Since Trump started the trade war with China at the beginning of 2018, the stock market performance has diverged significantly between the US and emerging market countries. Year to date as of October 22nd, S&P 500 Index ETF (SPY) rose 4.7%, but the MSCI Emerging Market Index ETF (EEM) tumbled by 14.2% (see Figure 1).
However, the underperformance of EM equities did not start this year, it traced back to the aftermath of the financial crisis. Since the last market peak before the financial crisis in October 2007, the S&P 500 has returned an impressive 123.9%, but the EM index is still 10.3% below the last peak.
The divergence started in mid-2011. There are many reasons attributable to this divergence. Some are cyclical, and some are structural. The most significant cyclical factor was the massive monetary easing in the US, which helped boost the prices of every asset class.
Additionally, the slowdown in growth of the EM economies the past ten years capped the upsides of EM equities (see Table 1).
However, the structural changes in last few years could have longer and more profound impacts on the emerging market stock performance for years to come.
Let us discuss some of them here.
Table 1. Real GDP Growth US vs. EM Countries (%)
Figure 1: S&P 500 Index ETF (SPY) vs. MSCI EM Index ETF (EEM) Performance (YTD 2018)
Figure 2: S&P 500 Index ETF (SPY) vs. MSCI EM Index ETF (EEM) Performance (Oct. 2007 – Oct. 2018)
Economic liberalization may be running into deadlock.
After the Cold War, many emerging market countries adopted economic liberalization policies with the goal of making the economy more market-oriented and expanding the role of private sector and foreign investments. Examples were China’s economic reform, Russia’s privatization and India’s economic liberalization. The economic performance had been impressive, especially in China, which grew at a double-digit rate for over two decades. China’s massive infrastructure investment and rising consumption also benefited other resource-rich EM countries like Brazil and Russia.
In recent years, the economic liberalization and market-oriented reforms ran into deadlock in many EM countries. China’s government constantly promoted the state-own enterprises and used heavy-handed intervention to manage the economy. Russia’s largest economic sector – energy – was controlled by oligarchs. Turkey’s government recently nationalized hundreds of private companies.
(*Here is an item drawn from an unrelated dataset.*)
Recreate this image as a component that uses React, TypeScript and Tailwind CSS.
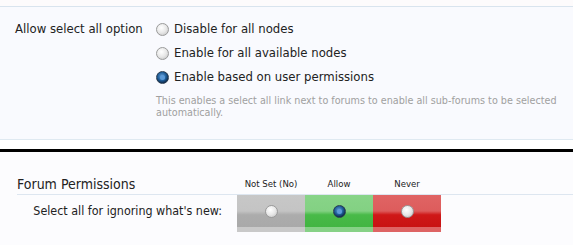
import React from "react";

function Radio({ checked }: { checked?: boolean }) {
  return (
    <span
      className={
        "inline-flex items-center justify-center w-[13px] h-[13px] rounded-full border shrink-0 " +
        (checked
          ? "border-[#2b3d52] bg-[radial-gradient(circle_at_45%_40%,#6fa3d6_0%,#1f5f9c_45%,#0d2a4a_75%)]"
          : "border-[#9a9a9a] bg-[radial-gradient(circle_at_40%_35%,#ffffff_0%,#e8e8e8_50%,#bdbdbd_100%)]")
      }
    >
      {checked ? <span className="w-[5px] h-[5px] rounded-full bg-[#5c9ad8]" /> : null}
    </span>
  );
}

export default function App() {
  const font = { fontFamily: "Tahoma, 'DejaVu Sans Condensed', 'Liberation Sans', sans-serif" };
  return (
    <div className="w-[573px] h-[245px] overflow-hidden bg-[#f9fafe] text-[#222]" style={font}>
      <div className="h-[6px] bg-[#fdfbfc]" />
      <div className="h-px bg-[#d9e4ee]" />
      <div className="flex pt-[10px] pb-[20px]">
        <div className="w-[156px] pl-[15px] h-[24px] flex items-center text-[13px]">Allow select all option</div>
        <div className="flex-1">
          {["Disable for all nodes", "Enable for all available nodes", "Enable based on user permissions"].map(
            (t, i) => (
              <div key={t} className="h-[24px] flex items-center gap-[5px] text-[13px]">
                <Radio checked={i === 2} />
                <span>{t}</span>
              </div>
            )
          )}
          <div className="mt-[6px] text-[10.7px] leading-[12px] text-[#a0a0a0] w-[410px]">
            This enables a select all link next to forums to enable all sub-forums to be selected automatically.
          </div>
        </div>
      </div>
      <div className="h-px bg-[#dfe9f1]" />
      <div className="h-[9px] bg-white" />
      <div className="h-[3px] bg-black" />
      <div className="bg-[#fcfcfe] h-[93px]">
        <div className="ml-[17px] pt-[24px] flex items-end border-b border-[#dde6f0] h-[43px]">
          <div className="w-[220px] text-[14px] leading-[17px] pb-[1px]">Forum Permissions</div>
          {["Not Set (No)", "Allow", "Never"].map((t) => (
            <div key={t} className="w-[68px] text-center text-[9.5px] leading-[12px] pb-[4px]">
              {t}
            </div>
          ))}
        </div>
        <div className="flex">
          <div className="w-[222px] h-[32px] flex items-center justify-end text-[12.4px]">
            Select all for ignoring what's new:
          </div>
          <div className="ml-[15px] flex">
            <div className="w-[68px] flex flex-col">
              <div className="h-[32px] flex items-center justify-center bg-[linear-gradient(to_bottom,#c7c7c7_0%,#c4c4c4_50%,#acacac_62%,#a9a9a9_100%)]">
                <Radio />
              </div>
              <div className="h-[5px] bg-[#c9c9c9]" />
            </div>
            <div className="w-[68px] flex flex-col">
              <div className="h-[32px] flex items-center justify-center bg-[linear-gradient(to_bottom,#88d488_0%,#83d183_50%,#48ba48_62%,#42b542_100%)]">
                <Radio checked />
              </div>
              <div className="h-[5px] bg-[#86d186]" />
            </div>
            <div className="w-[68px] flex flex-col">
              <div className="h-[32px] flex items-center justify-center bg-[linear-gradient(to_bottom,#e06464_0%,#dd5c5c_50%,#cf1818_62%,#c81212_100%)]">
                <Radio />
              </div>
              <div className="h-[5px] bg-[#de6464]" />
            </div>
          </div>
        </div>
      </div>
    </div>
  );
}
Globalization is on retreat.
After the fall of the Berlin Wall, the US and its western allies had tried to achieve their strategic goal of world integration by promoting free trade, globalization and more democratic political systems. However, those efforts did not generate desired outcomes for many developed countries. In the US, the loss of manufacturing jobs, the disappearance of the middle class and increasing income inequality, brought about resentment against the globalist elites, which resulted in the election of Donald Trump as President.
Trump’s protectionism trade policy, which intends to rebuild the American manufacturing industry and protect American jobs, was a big step back from globalization. EM countries, especially China, which benefit a lot from the current trade order, may face many challenges while trying to maintain growth under the export-oriented development model. For example, China exported $433 billion to the US in 2017, which accounted for 3.5% of its GDP. The trade war with the US, if not resolved promptly, could slow down China’s economic growth quite significantly.
Nationalism, populism and authoritarianism are on the rise.
In addition to the economic problems in the developed world and economic slowdown in the EM countries, terrorist threats and resentment against establishments gave rise to nationalism, populism and authoritarianism across the globe. Russia, China and Turkey have become more or less authoritarian regimes. These countries are pursuing populist and nationalist agendas. The annexation of Crimea by Russia, anti-graft campaign and island-building in South China Sea by China and the war on drug in the Philippines, are all examples of the movement.
The western world also saw the rise of nationalism and populism. Trump’s “America First” policy, Brexit and election of Italy’s populist government are just a few examples. This nationalism sentiment may make it more difficult for countries to cooperate economically, politically and militarily. The damage to the emerging market economies could be more severe because EM countries are more dependent on developed countries to provide investment, technology and market access for their developments.
Considering all these internal and external challenges, we expect the economic growth will continue slowing down in EM countries. The EM equities may continue underperforming even though their valuation may be more attractive than US equities. Political risks, currency devaluation and slower economic growth are likely to make EM equities less attractive. We do believe the golden age of EM investing is over or might have already ended in 2011.